Saturday, February 02, 2019

Mary, Mary, Quite Contrary

Andrew Sullivan:
It might be a sign of the end-times, or simply a function of our currently scrambled politics, but earlier this week, four feminist activists — three from a self-described radical feminist organization Women’s Liberation Front — appeared on a panel at the Heritage Foundation. Together they argued that sex was fundamentally biological, and not socially constructed, and that there is a difference between women and trans women that needs to be respected. For this, they were given a rousing round of applause by the Trump supporters, religious-right members, natural law theorists, and conservative intellectuals who comprised much of the crowd. If you think I’ve just discovered an extremely potent strain of weed and am hallucinating, check out the video of the event.

I’ve no doubt that many will see these women as anti-trans bigots, or appeasers of homophobes and transphobes, or simply deranged publicity seekers. (The moderator, Ryan Anderson, said they were speaking at Heritage because no similar liberal or leftist institution would give them space or time to make their case.) And it’s true that trans-exclusionary radical feminists or TERFs, as they are known, are one minority that is actively not tolerated by the LGBTQ establishment, and often demonized by the gay community. It’s also true that they can be inflammatory, offensive, and obsessive. But what interests me is their underlying argument, which deserves to be thought through, regardless of our political allegiances, sexual identities, or tribal attachments. Because it’s an argument that seems to me to contain a seed of truth. Hence, I suspect, the intensity of the urge to suppress it.

The title of the Heritage panel conversation — “The Inequality of the Equality Act” — refers to the main legislative goal for the Human Rights Campaign, the largest LGBTQ lobbbying group in the US. The proposed Equality Act — a federal nondiscrimination bill that has been introduced multiple times over the years in various formulations — would add “gender identity” to the Civil Rights Act of 1964, rendering that class protected by anti-discrimination laws, just as sex is. The TERF argument is that viewing “gender identity” as interchangeable with sex, and abolishing clear biological distinctions between men and women, is actually a threat to lesbian identity and even existence — because it calls into question who is actually a woman, and includes in that category human beings who have been or are biologically male, and remain attracted to women. How can lesbianism be redefined as having sex with someone who has a penis, they argue, without undermining the concept of lesbianism as a whole? “Lesbians are female homosexuals, women who love women,” one of the speakers, Julia Beck, wrote last December, “but our spaces, resources and communities are on the verge of extinction.”
Feminism right now seems unassailable, but the way women are handing over their identity to trans "women" suggests they're not really in charge--the men are, still. The gay men, and they like men in dresses. Always have.

No sooner had women established themselves as a political faction than they're giving away the franchise. The Equality Act and the movement from which it emerges says anyone gets to be a woman. Regular women of course were never been consulted.

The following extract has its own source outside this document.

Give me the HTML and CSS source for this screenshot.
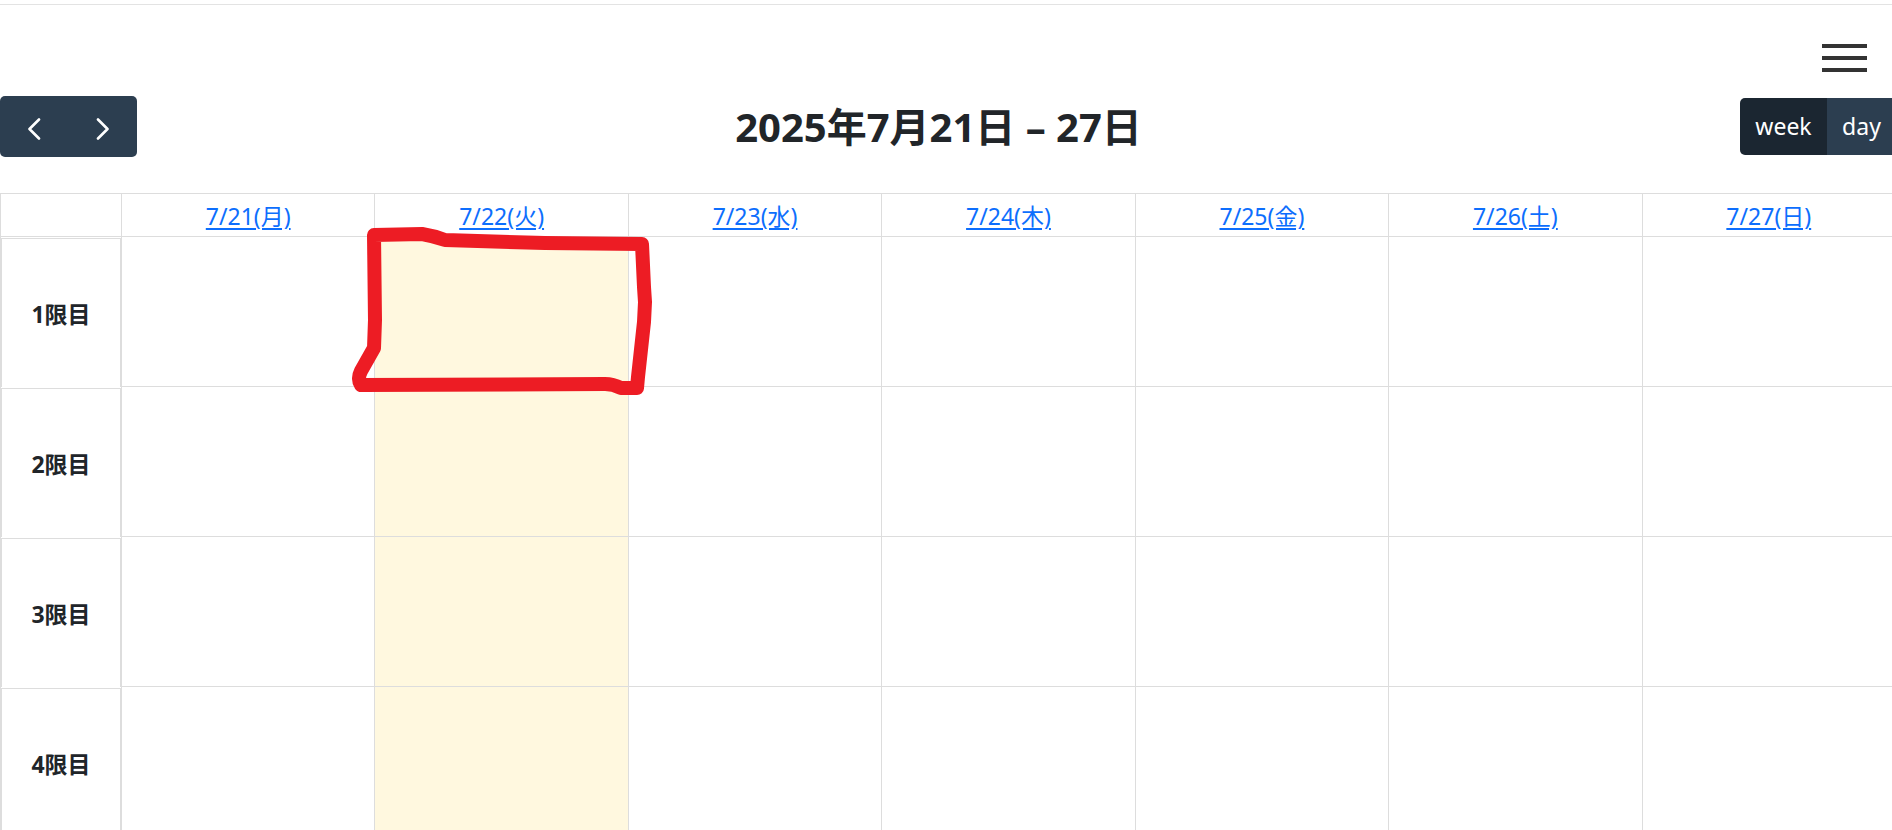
FILE: index.html
```html
<!DOCTYPE html>
<html lang="ja">
<head>
<meta charset="utf-8">
<title>時間割カレンダー</title>
<link rel="stylesheet" href="styles.css">
</head>
<body>
  <div class="topline"></div>
  <header class="navbar">
    <button class="hamburger" aria-label="メニュー">
      <span></span><span></span><span></span>
    </button>
  </header>

  <main class="calendar">
    <div class="toolbar">
      <div class="btn-group">
        <button class="btn btn-icon" aria-label="前へ">
          <svg width="14" height="22" viewBox="0 0 14 22"><polyline points="12,1.5 2.5,11 12,20.5" fill="none" stroke="#fff" stroke-width="2.6" stroke-linecap="round" stroke-linejoin="round"/></svg>
        </button>
        <button class="btn btn-icon" aria-label="次へ">
          <svg width="14" height="22" viewBox="0 0 14 22"><polyline points="2,1.5 11.5,11 2,20.5" fill="none" stroke="#fff" stroke-width="2.6" stroke-linecap="round" stroke-linejoin="round"/></svg>
        </button>
      </div>
      <h2 class="title">2025年7月21日 – 27日</h2>
      <div class="btn-group">
        <button class="btn btn-view active">week</button>
        <button class="btn btn-view btn-day">day</button>
      </div>
    </div>

    <div class="grid">
      <div class="cell head axis-head"></div>
      <div class="cell head"><a href="#">7/21(月)</a></div>
      <div class="cell head"><a href="#">7/22(火)</a></div>
      <div class="cell head"><a href="#">7/23(水)</a></div>
      <div class="cell head"><a href="#">7/24(木)</a></div>
      <div class="cell head"><a href="#">7/25(金)</a></div>
      <div class="cell head"><a href="#">7/26(土)</a></div>
      <div class="cell head"><a href="#">7/27(日)</a></div>

      <div class="cell axis"><div class="axis-inner">1限目</div></div>
      <div class="cell slot"></div><div class="cell slot today"></div><div class="cell slot"></div><div class="cell slot"></div><div class="cell slot"></div><div class="cell slot"></div><div class="cell slot"></div>

      <div class="cell axis"><div class="axis-inner">2限目</div></div>
      <div class="cell slot"></div><div class="cell slot today"></div><div class="cell slot"></div><div class="cell slot"></div><div class="cell slot"></div><div class="cell slot"></div><div class="cell slot"></div>

      <div class="cell axis"><div class="axis-inner">3限目</div></div>
      <div class="cell slot"></div><div class="cell slot today"></div><div class="cell slot"></div><div class="cell slot"></div><div class="cell slot"></div><div class="cell slot"></div><div class="cell slot"></div>

      <div class="cell axis"><div class="axis-inner">4限目</div></div>
      <div class="cell slot"></div><div class="cell slot today"></div><div class="cell slot"></div><div class="cell slot"></div><div class="cell slot"></div><div class="cell slot"></div><div class="cell slot"></div>
    </div>
  </main>

  <svg class="annotation" viewBox="0 0 1892 830" aria-hidden="true">
    <path d="M374,235 L422,234 Q434,236 445,240 L545,243 L642,244 L644,287 L645,302 L644,322 L638,377 L637,388 Q629,388 621,388 Q613,384 605,384 L361,385 Q357,379 361,371 L374,348 L375,320 Z" fill="none" stroke="#ed1c24" stroke-width="14" stroke-linecap="round" stroke-linejoin="round"/>
  </svg>
</body>
</html>
```

FILE: styles.css
```css
html, body {
  margin: 0;
  padding: 0;
  overflow: hidden;
  background: #fff;
}

body {
  position: relative;
  width: 1892px;
  height: 830px;
  font-family: "Noto Sans", "Noto Sans CJK JP", sans-serif;
  font-size: 23px;
  color: #212529;
}

.topline {
  height: 4px;
  border-bottom: 1px solid #e3e3e3;
}

.navbar {
  display: flex;
  justify-content: flex-end;
  padding: 39px 25px 0 0;
}

.hamburger {
  display: flex;
  flex-direction: column;
  justify-content: space-between;
  width: 45px;
  height: 28px;
  padding: 0;
  border: 0;
  background: transparent;
}

.hamburger span {
  display: block;
  height: 4px;
  background: #333;
}

.calendar {
  width: 1896px;
  margin-top: 24px;
}

.toolbar {
  display: flex;
  justify-content: space-between;
  align-items: center;
  height: 61px;
  margin-bottom: 36px;
}

.btn-group {
  display: flex;
}

.btn {
  display: flex;
  align-items: center;
  justify-content: center;
  border: 0;
  padding: 0;
  margin: 0;
  color: #fff;
  background: #2c3e50;
  font-family: "Noto Sans", "Noto Sans CJK JP", sans-serif;
  font-size: 23px;
}

.btn-icon {
  width: 68.5px;
  height: 61px;
}

.btn-icon svg {
  margin-top: 4px;
}

.btn-group .btn:first-child {
  border-radius: 5px 0 0 5px;
}

.btn-group .btn:last-child {
  border-radius: 0 5px 5px 0;
}

.btn-view {
  height: 57px;
  padding-bottom: 2px;
}

.btn-view.active {
  width: 87px;
  background: #1b2631;
}

.btn-day {
  width: 69px;
}

.title {
  margin: 0;
  font-size: 40px;
  font-weight: 700;
  color: #212529;
  line-height: 1.2;
}

.grid {
  display: grid;
  grid-template-columns: 121px repeat(7, 1fr);
  grid-template-rows: 43px repeat(4, 150px);
  border-top: 1px solid #ddd;
  border-left: 1px solid #ddd;
}

.cell {
  border-right: 1px solid #ddd;
  border-bottom: 1px solid #ddd;
}

.head {
  display: flex;
  align-items: center;
  justify-content: center;
}

.head a {
  color: #0d6efd;
  text-decoration: underline;
  text-underline-offset: 3px;
}

.axis {
  border-bottom: 0;
  padding-top: 1px;
}

.axis-inner {
  display: flex;
  align-items: center;
  justify-content: center;
  height: 100%;
  box-sizing: border-box;
  border-top: 1px solid #ddd;
  border-left: 1px solid #ddd;
  border-right: 1px solid #ddd;
  font-weight: 700;
}

.today {
  background: #fff8df;
}

.annotation {
  position: absolute;
  left: 0;
  top: 0;
  width: 1892px;
  height: 830px;
  pointer-events: none;
}
```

There is social and, now, political value in being a woman, and the ladies are being conned out of it by gay men, which is kind of funny when you get past the disaster it represents: the charming gay con man swindling a gullible woman out of her fortune is a familiar trope.

Women established themselves politically by destroying the old, putatively limiting definitions of femininity, converting their old social privilege for legal and political privilege. The trans rights movement, should it continue as it is, will render that privilege meaningless, and there's no road back to the oppressive old pedestal.
A culture of you-go-girl propaganda, sexual hysteria, resource looting and demagogy does not a female identity make.

We see now that femininity has always been too important to leave to women.

That Heritage panel is chilling.



The lesbians on this panel point out how the trans movement contradicts what they represent, and liberal secular values generally, identifying femininity with make-up and dresses. The whole drag fixation is just another glaring contradiction we can't see for all the contradictions.

But gay Andrew Sullivan sees the great zombie horde will eventually come for him:
 This is the deeply confusing and incoherent aspect of the entire debate. If you abandon biology in the matter of sex and gender altogether, you may help trans people live fuller, less conflicted lives; but you also undermine the very meaning of homosexuality. If you follow the current ideology of gender as entirely fluid, you actually subvert and undermine core arguments in defense of gay rights. “A gay man loves and desires other men, and a lesbian desires and loves other women,” explains Sky Gilbert, a drag queen. “This defines the existential state of being gay. If there is no such thing as ‘male’ or ‘female,’ the entire self-definition of gay identity, which we have spent generations seeking to validate and protect from bigots, collapses.” Contemporary transgender ideology is not a complement to gay rights; in some ways it is in active opposition to them.
Faster, harder you might say, if you want to hasten the end. The Narrative really is eating itself, but that doesn't mean it has to lose power--the demographic shift taking place still promises one-party rule, and soon. America faces the prospect of rule by a Democratic Party that can't govern for the same reason it can't be voted out.